-- Start of RAW DATA --

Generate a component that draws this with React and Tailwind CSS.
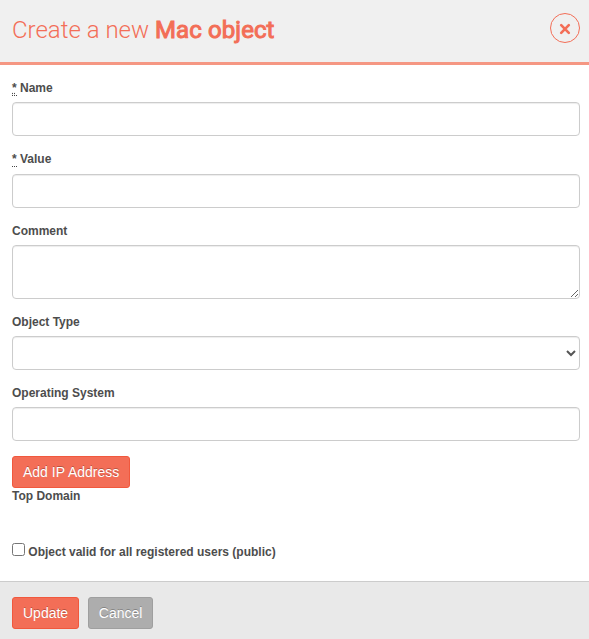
import React from "react";

const control =
  "block w-full rounded-[4px] border border-[#cccccc] bg-white px-3 text-[14px] text-[#555555] shadow-[inset_0_1px_1px_rgba(0,0,0,0.075)] outline-none";

function Label({ required, markClass = "[text-decoration:underline_dotted]", children }) {
  return (
    <label className="block h-[17px] text-[12px] leading-[17px] font-bold">
      {required && (
        <>
          <abbr
            title="required"
            className={`border-b border-dotted border-[#444444] ${markClass}`}
          >
            *
          </abbr>{" "}
        </>
      )}
      {children}
    </label>
  );
}

function Button({ className, children }) {
  return (
    <button
      className={`h-8 rounded-[3px] border text-[14px] leading-5 text-white [text-shadow:0_-1px_0_rgba(0,0,0,0.25)] ${className}`}
    >
      {children}
    </button>
  );
}

export default function App() {
  return (
    <div className="flex h-[639px] w-[589px] flex-col overflow-hidden bg-white font-['Liberation_Sans',Arial,sans-serif] text-[#4d4d4d]">
      <header className="flex h-[65px] shrink-0 justify-between border-b-[3px] border-[#f59783] bg-[#f0f0f0] pr-[9px] pl-3">
        <h1 className="pt-[14px] font-['Roboto',sans-serif] text-[24px] leading-8 font-light whitespace-nowrap text-[#f36e57]">
          Create a new{" "}
          <strong className="font-normal tracking-[0.1px] [-webkit-text-stroke:1px_#f36e57]">
            Mac object
          </strong>
        </h1>
        <button
          aria-label="Close"
          className="mt-[13px] flex size-[30px] items-center justify-center rounded-full border border-[#f36e57] text-[#f36e57]"
        >
          <svg width="12" height="12" viewBox="0 0 12 12" className="mt-[2px]">
            <path
              d="M2.2 2.2L9.8 9.8M9.8 2.2L2.2 9.8"
              stroke="currentColor"
              strokeWidth="2.6"
              strokeLinecap="round"
            />
          </svg>
        </button>
      </header>

      <form className="flex-1 pt-[15px] pr-[9px] pl-3">
        <div className="mb-[15px]">
          <Label required>Name</Label>
          <input className={`${control} mt-[5px] h-[34px]`} />
        </div>
        <div className="mb-[15px]">
          <Label required markClass="no-underline">
            Value
          </Label>
          <input className={`${control} mt-[6px] h-[34px]`} />
        </div>
        <div className="mb-[15px]">
          <Label>Comment</Label>
          <textarea className={`${control} mt-[5px] h-[54px] resize`} />
        </div>
        <div className="mb-[15px]">
          <Label>Object Type</Label>
          <select className={`${control} mt-[5px] h-[34px]`} />
        </div>
        <div className="mb-[15px]">
          <Label>Operating System</Label>
          <input className={`${control} mt-[5px] h-[34px]`} />
        </div>
        <Button className="block border-[#f1583d] bg-[#f36e57] px-[10px]">Add IP Address</Button>
        <Label>Top Domain</Label>
        <label className="mt-[38px] flex h-[18px] text-[12px] leading-[18px] font-bold">
          <input type="checkbox" className="mr-[3.3px] size-[13px] shrink-0" />
          Object valid for all registered users (public)
        </label>
      </form>

      <footer className="flex h-[58px] shrink-0 gap-[9px] border-t border-[#cccccc] bg-[#e9e9e9] pt-[15px] pl-3">
        <Button className="border-[#f1583d] bg-[#f36e57] px-[10px]">Update</Button>
        <Button className="w-[65px] border-[#9f9f9f] bg-[#adadad] whitespace-nowrap">Cancel</Button>
      </footer>
    </div>
  );
}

-- End of RAW DATA --

> **STATED GOAL**
Copy the material above exactly and drop the pictures.

> **TASK RESPONSE**
Generate a component that draws this with React and Tailwind CSS.
import React from "react";

const control =
  "block w-full rounded-[4px] border border-[#cccccc] bg-white px-3 text-[14px] text-[#555555] shadow-[inset_0_1px_1px_rgba(0,0,0,0.075)] outline-none";

function Label({ required, markClass = "[text-decoration:underline_dotted]", children }) {
  return (
    <label className="block h-[17px] text-[12px] leading-[17px] font-bold">
      {required && (
        <>
          <abbr
            title="required"
            className={`border-b border-dotted border-[#444444] ${markClass}`}
          >
            *
          </abbr>{" "}
        </>
      )}
      {children}
    </label>
  );
}

function Button({ className, children }) {
  return (
    <button
      className={`h-8 rounded-[3px] border text-[14px] leading-5 text-white [text-shadow:0_-1px_0_rgba(0,0,0,0.25)] ${className}`}
    >
      {children}
    </button>
  );
}

export default function App() {
  return (
    <div className="flex h-[639px] w-[589px] flex-col overflow-hidden bg-white font-['Liberation_Sans',Arial,sans-serif] text-[#4d4d4d]">
      <header className="flex h-[65px] shrink-0 justify-between border-b-[3px] border-[#f59783] bg-[#f0f0f0] pr-[9px] pl-3">
        <h1 className="pt-[14px] font-['Roboto',sans-serif] text-[24px] leading-8 font-light whitespace-nowrap text-[#f36e57]">
          Create a new{" "}
          <strong className="font-normal tracking-[0.1px] [-webkit-text-stroke:1px_#f36e57]">
            Mac object
          </strong>
        </h1>
        <button
          aria-label="Close"
          className="mt-[13px] flex size-[30px] items-center justify-center rounded-full border border-[#f36e57] text-[#f36e57]"
        >
          <svg width="12" height="12" viewBox="0 0 12 12" className="mt-[2px]">
            <path
              d="M2.2 2.2L9.8 9.8M9.8 2.2L2.2 9.8"
              stroke="currentColor"
              strokeWidth="2.6"
              strokeLinecap="round"
            />
          </svg>
        </button>
      </header>

      <form className="flex-1 pt-[15px] pr-[9px] pl-3">
        <div className="mb-[15px]">
          <Label required>Name</Label>
          <input className={`${control} mt-[5px] h-[34px]`} />
        </div>
        <div className="mb-[15px]">
          <Label required markClass="no-underline">
            Value
          </Label>
          <input className={`${control} mt-[6px] h-[34px]`} />
        </div>
        <div className="mb-[15px]">
          <Label>Comment</Label>
          <textarea className={`${control} mt-[5px] h-[54px] resize`} />
        </div>
        <div className="mb-[15px]">
          <Label>Object Type</Label>
          <select className={`${control} mt-[5px] h-[34px]`} />
        </div>
        <div className="mb-[15px]">
          <Label>Operating System</Label>
          <input className={`${control} mt-[5px] h-[34px]`} />
        </div>
        <Button className="block border-[#f1583d] bg-[#f36e57] px-[10px]">Add IP Address</Button>
        <Label>Top Domain</Label>
        <label className="mt-[38px] flex h-[18px] text-[12px] leading-[18px] font-bold">
          <input type="checkbox" className="mr-[3.3px] size-[13px] shrink-0" />
          Object valid for all registered users (public)
        </label>
      </form>

      <footer className="flex h-[58px] shrink-0 gap-[9px] border-t border-[#cccccc] bg-[#e9e9e9] pt-[15px] pl-3">
        <Button className="border-[#f1583d] bg-[#f36e57] px-[10px]">Update</Button>
        <Button className="w-[65px] border-[#9f9f9f] bg-[#adadad] whitespace-nowrap">Cancel</Button>
      </footer>
    </div>
  );
}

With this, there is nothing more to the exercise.